## Exercise aim
Reproduce the listing that follows with no differences at all.

## Given information

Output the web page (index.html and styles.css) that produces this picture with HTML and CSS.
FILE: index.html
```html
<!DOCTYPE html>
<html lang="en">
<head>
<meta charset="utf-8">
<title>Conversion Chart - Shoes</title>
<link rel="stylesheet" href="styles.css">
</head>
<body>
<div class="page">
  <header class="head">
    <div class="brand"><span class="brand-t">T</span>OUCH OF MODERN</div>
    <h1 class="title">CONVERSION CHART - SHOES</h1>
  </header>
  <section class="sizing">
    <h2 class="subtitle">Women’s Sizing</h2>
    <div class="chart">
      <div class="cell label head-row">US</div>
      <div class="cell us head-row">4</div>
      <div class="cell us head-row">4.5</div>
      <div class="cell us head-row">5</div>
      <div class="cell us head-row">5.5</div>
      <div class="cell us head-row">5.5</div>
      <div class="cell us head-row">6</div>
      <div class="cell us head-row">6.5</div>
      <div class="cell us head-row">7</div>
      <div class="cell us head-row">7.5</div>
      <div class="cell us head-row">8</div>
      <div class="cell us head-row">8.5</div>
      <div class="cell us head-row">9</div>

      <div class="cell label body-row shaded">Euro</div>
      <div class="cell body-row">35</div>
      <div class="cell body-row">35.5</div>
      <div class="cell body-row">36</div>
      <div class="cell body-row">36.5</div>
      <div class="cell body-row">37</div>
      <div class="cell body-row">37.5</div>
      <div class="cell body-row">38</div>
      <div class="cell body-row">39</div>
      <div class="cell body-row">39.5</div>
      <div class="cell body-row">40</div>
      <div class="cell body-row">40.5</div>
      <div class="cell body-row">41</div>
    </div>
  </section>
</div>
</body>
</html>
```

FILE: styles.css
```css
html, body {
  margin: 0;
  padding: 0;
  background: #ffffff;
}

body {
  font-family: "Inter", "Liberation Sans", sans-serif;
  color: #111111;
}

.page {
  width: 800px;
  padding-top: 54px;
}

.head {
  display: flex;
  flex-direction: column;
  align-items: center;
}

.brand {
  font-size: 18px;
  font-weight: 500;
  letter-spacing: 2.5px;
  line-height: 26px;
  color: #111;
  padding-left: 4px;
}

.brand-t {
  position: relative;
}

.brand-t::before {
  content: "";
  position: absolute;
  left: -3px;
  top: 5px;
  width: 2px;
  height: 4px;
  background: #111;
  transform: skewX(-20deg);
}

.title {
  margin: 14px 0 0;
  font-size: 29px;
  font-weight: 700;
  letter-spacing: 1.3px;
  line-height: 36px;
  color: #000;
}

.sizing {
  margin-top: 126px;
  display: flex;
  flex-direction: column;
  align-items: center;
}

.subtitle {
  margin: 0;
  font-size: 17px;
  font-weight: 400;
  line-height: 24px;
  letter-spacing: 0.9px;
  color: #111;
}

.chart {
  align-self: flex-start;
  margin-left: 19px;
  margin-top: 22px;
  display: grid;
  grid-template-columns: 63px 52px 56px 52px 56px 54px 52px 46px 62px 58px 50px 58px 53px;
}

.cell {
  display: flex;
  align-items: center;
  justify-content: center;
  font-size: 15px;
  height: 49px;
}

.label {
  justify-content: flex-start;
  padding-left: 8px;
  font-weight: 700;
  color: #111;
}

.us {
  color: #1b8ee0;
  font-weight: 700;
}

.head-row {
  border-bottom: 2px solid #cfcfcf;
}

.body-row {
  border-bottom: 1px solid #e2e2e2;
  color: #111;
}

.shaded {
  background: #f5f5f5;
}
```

## The completed task
Output the web page (index.html and styles.css) that produces this picture with HTML and CSS.
FILE: index.html
```html
<!DOCTYPE html>
<html lang="en">
<head>
<meta charset="utf-8">
<title>Conversion Chart - Shoes</title>
<link rel="stylesheet" href="styles.css">
</head>
<body>
<div class="page">
  <header class="head">
    <div class="brand"><span class="brand-t">T</span>OUCH OF MODERN</div>
    <h1 class="title">CONVERSION CHART - SHOES</h1>
  </header>
  <section class="sizing">
    <h2 class="subtitle">Women’s Sizing</h2>
    <div class="chart">
      <div class="cell label head-row">US</div>
      <div class="cell us head-row">4</div>
      <div class="cell us head-row">4.5</div>
      <div class="cell us head-row">5</div>
      <div class="cell us head-row">5.5</div>
      <div class="cell us head-row">5.5</div>
      <div class="cell us head-row">6</div>
      <div class="cell us head-row">6.5</div>
      <div class="cell us head-row">7</div>
      <div class="cell us head-row">7.5</div>
      <div class="cell us head-row">8</div>
      <div class="cell us head-row">8.5</div>
      <div class="cell us head-row">9</div>

      <div class="cell label body-row shaded">Euro</div>
      <div class="cell body-row">35</div>
      <div class="cell body-row">35.5</div>
      <div class="cell body-row">36</div>
      <div class="cell body-row">36.5</div>
      <div class="cell body-row">37</div>
      <div class="cell body-row">37.5</div>
      <div class="cell body-row">38</div>
      <div class="cell body-row">39</div>
      <div class="cell body-row">39.5</div>
      <div class="cell body-row">40</div>
      <div class="cell body-row">40.5</div>
      <div class="cell body-row">41</div>
    </div>
  </section>
</div>
</body>
</html>
```

FILE: styles.css
```css
html, body {
  margin: 0;
  padding: 0;
  background: #ffffff;
}

body {
  font-family: "Inter", "Liberation Sans", sans-serif;
  color: #111111;
}

.page {
  width: 800px;
  padding-top: 54px;
}

.head {
  display: flex;
  flex-direction: column;
  align-items: center;
}

.brand {
  font-size: 18px;
  font-weight: 500;
  letter-spacing: 2.5px;
  line-height: 26px;
  color: #111;
  padding-left: 4px;
}

.brand-t {
  position: relative;
}

.brand-t::before {
  content: "";
  position: absolute;
  left: -3px;
  top: 5px;
  width: 2px;
  height: 4px;
  background: #111;
  transform: skewX(-20deg);
}

.title {
  margin: 14px 0 0;
  font-size: 29px;
  font-weight: 700;
  letter-spacing: 1.3px;
  line-height: 36px;
  color: #000;
}

.sizing {
  margin-top: 126px;
  display: flex;
  flex-direction: column;
  align-items: center;
}

.subtitle {
  margin: 0;
  font-size: 17px;
  font-weight: 400;
  line-height: 24px;
  letter-spacing: 0.9px;
  color: #111;
}

.chart {
  align-self: flex-start;
  margin-left: 19px;
  margin-top: 22px;
  display: grid;
  grid-template-columns: 63px 52px 56px 52px 56px 54px 52px 46px 62px 58px 50px 58px 53px;
}

.cell {
  display: flex;
  align-items: center;
  justify-content: center;
  font-size: 15px;
  height: 49px;
}

.label {
  justify-content: flex-start;
  padding-left: 8px;
  font-weight: 700;
  color: #111;
}

.us {
  color: #1b8ee0;
  font-weight: 700;
}

.head-row {
  border-bottom: 2px solid #cfcfcf;
}

.body-row {
  border-bottom: 1px solid #e2e2e2;
  color: #111;
}

.shaded {
  background: #f5f5f5;
}
```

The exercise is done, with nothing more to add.